▸ What the task requires
Every line of the listing must be reproduced as it stands. Leave the images behind.

▸ Data lines
--- Begin ---

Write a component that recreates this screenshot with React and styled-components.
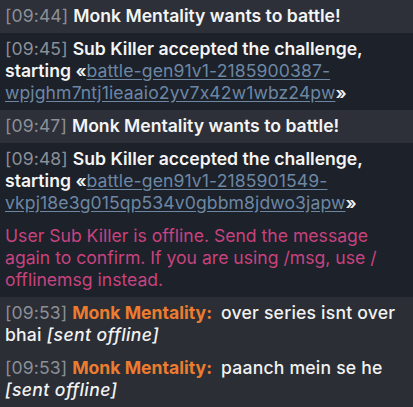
import React from 'react';
import styled, { createGlobalStyle } from 'styled-components';

const GlobalStyle = createGlobalStyle`
    html, body {
        margin: 0;
        padding: 0;
        background: #2b2e35;
    }
    body {
        font-family: "Inter", "Noto Sans", sans-serif;
    }
`;

const messages = [
    { time: '09:44', kind: 'challenge', text: 'Monk Mentality wants to battle!' },
    { time: '09:45', kind: 'accept', who: 'Sub Killer', room: 'battle-gen91v1-2185900387-wpjghm7ntj1ieaaio2yv7x42w1wbz24pw' },
    { time: '09:47', kind: 'challenge', text: 'Monk Mentality wants to battle!' },
    { time: '09:48', kind: 'accept', who: 'Sub Killer', room: 'battle-gen91v1-2185901549-vkpj18e3g015qp534v0gbbm8jdwo3japw' },
];

const chat = [
    { time: '09:53', name: 'Monk Mentality', text: 'over series isnt over bhai' },
    { time: '09:53', name: 'Monk Mentality', text: 'paanch mein se he' },
];

const App = () => {
    return (
        <Log>
            <GlobalStyle />
            {messages.map((m, i) => (
                <Notice key={i} $light={m.kind === 'challenge'}>
                    <Stamp>[{m.time}]</Stamp>{' '}
                    {m.kind === 'challenge' ? (
                        <Strong>{m.text}</Strong>
                    ) : (
                        <Strong>
                            {m.who} accepted the challenge, starting «
                            <BattleLink href="#">{m.room}</BattleLink>»
                        </Strong>
                    )}
                </Notice>
            ))}
            <ErrorLine>
                User Sub Killer is offline. Send the message again to confirm. If you are using /msg, use /<wbr />offlinemsg instead.
            </ErrorLine>
            <ChatArea>
                {chat.map((c, i) => (
                    <ChatLine key={i}>
                        <Stamp>[{c.time}]</Stamp>{' '}
                        <Username>{c.name}:</Username>{' '}
                        <Said>{c.text}</Said>{' '}
                        <Offline>[sent offline]</Offline>
                    </ChatLine>
                ))}
            </ChatArea>
        </Log>
    );
};

export default App;

const Log = styled.div`
    width: 413px;
    height: 407px;
    overflow: hidden;
    background: #1c212a;
    color: #f2f2f2;
    font-size: 17.6px;
    line-height: 22px;
`;

const Notice = styled.div`
    padding: 5px 4px 6px 5px;
    background: ${p => (p.$light ? '#2d3038' : '#1c212a')};
`;

const Stamp = styled.span`
    color: #8b8f97;
    font-weight: 400;
    letter-spacing: 0.1px;
`;

const Strong = styled.span`
    font-weight: 600;
    color: #f4f4f4;
`;

const BattleLink = styled.a`
    color: #6d87a3;
    font-weight: 400;
    letter-spacing: 0.1px;
    text-decoration: underline;
    text-underline-offset: 2px;
`;

const ErrorLine = styled.div`
    padding: 5px 4px 6px 5px;
    color: #c8437f;
`;

const ChatArea = styled.div`
    background: #2b2e35;
    padding-bottom: 4px;
`;

const ChatLine = styled.div`
    padding: 5px 4px 6px 5px;
`;

const Username = styled.strong`
    color: #ec7c30;
    font-weight: 700;
    margin-right: 4px;
`;

const Said = styled.span`
    color: #f2f2f2;
    font-weight: 500;
    letter-spacing: 0.2px;
`;

const Offline = styled.em`
    color: #f2f2f2;
    font-weight: 500;
    letter-spacing: 0.4px;
`;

--- End ---

▸ Answer to this problem
Write a component that recreates this screenshot with React and styled-components.
import React from 'react';
import styled, { createGlobalStyle } from 'styled-components';

const GlobalStyle = createGlobalStyle`
    html, body {
        margin: 0;
        padding: 0;
        background: #2b2e35;
    }
    body {
        font-family: "Inter", "Noto Sans", sans-serif;
    }
`;

const messages = [
    { time: '09:44', kind: 'challenge', text: 'Monk Mentality wants to battle!' },
    { time: '09:45', kind: 'accept', who: 'Sub Killer', room: 'battle-gen91v1-2185900387-wpjghm7ntj1ieaaio2yv7x42w1wbz24pw' },
    { time: '09:47', kind: 'challenge', text: 'Monk Mentality wants to battle!' },
    { time: '09:48', kind: 'accept', who: 'Sub Killer', room: 'battle-gen91v1-2185901549-vkpj18e3g015qp534v0gbbm8jdwo3japw' },
];

const chat = [
    { time: '09:53', name: 'Monk Mentality', text: 'over series isnt over bhai' },
    { time: '09:53', name: 'Monk Mentality', text: 'paanch mein se he' },
];

const App = () => {
    return (
        <Log>
            <GlobalStyle />
            {messages.map((m, i) => (
                <Notice key={i} $light={m.kind === 'challenge'}>
                    <Stamp>[{m.time}]</Stamp>{' '}
                    {m.kind === 'challenge' ? (
                        <Strong>{m.text}</Strong>
                    ) : (
                        <Strong>
                            {m.who} accepted the challenge, starting «
                            <BattleLink href="#">{m.room}</BattleLink>»
                        </Strong>
                    )}
                </Notice>
            ))}
            <ErrorLine>
                User Sub Killer is offline. Send the message again to confirm. If you are using /msg, use /<wbr />offlinemsg instead.
            </ErrorLine>
            <ChatArea>
                {chat.map((c, i) => (
                    <ChatLine key={i}>
                        <Stamp>[{c.time}]</Stamp>{' '}
                        <Username>{c.name}:</Username>{' '}
                        <Said>{c.text}</Said>{' '}
                        <Offline>[sent offline]</Offline>
                    </ChatLine>
                ))}
            </ChatArea>
        </Log>
    );
};

export default App;

const Log = styled.div`
    width: 413px;
    height: 407px;
    overflow: hidden;
    background: #1c212a;
    color: #f2f2f2;
    font-size: 17.6px;
    line-height: 22px;
`;

const Notice = styled.div`
    padding: 5px 4px 6px 5px;
    background: ${p => (p.$light ? '#2d3038' : '#1c212a')};
`;

const Stamp = styled.span`
    color: #8b8f97;
    font-weight: 400;
    letter-spacing: 0.1px;
`;

const Strong = styled.span`
    font-weight: 600;
    color: #f4f4f4;
`;

const BattleLink = styled.a`
    color: #6d87a3;
    font-weight: 400;
    letter-spacing: 0.1px;
    text-decoration: underline;
    text-underline-offset: 2px;
`;

const ErrorLine = styled.div`
    padding: 5px 4px 6px 5px;
    color: #c8437f;
`;

const ChatArea = styled.div`
    background: #2b2e35;
    padding-bottom: 4px;
`;

const ChatLine = styled.div`
    padding: 5px 4px 6px 5px;
`;

const Username = styled.strong`
    color: #ec7c30;
    font-weight: 700;
    margin-right: 4px;
`;

const Said = styled.span`
    color: #f2f2f2;
    font-weight: 500;
    letter-spacing: 0.2px;
`;

const Offline = styled.em`
    color: #f2f2f2;
    font-weight: 500;
    letter-spacing: 0.4px;
`;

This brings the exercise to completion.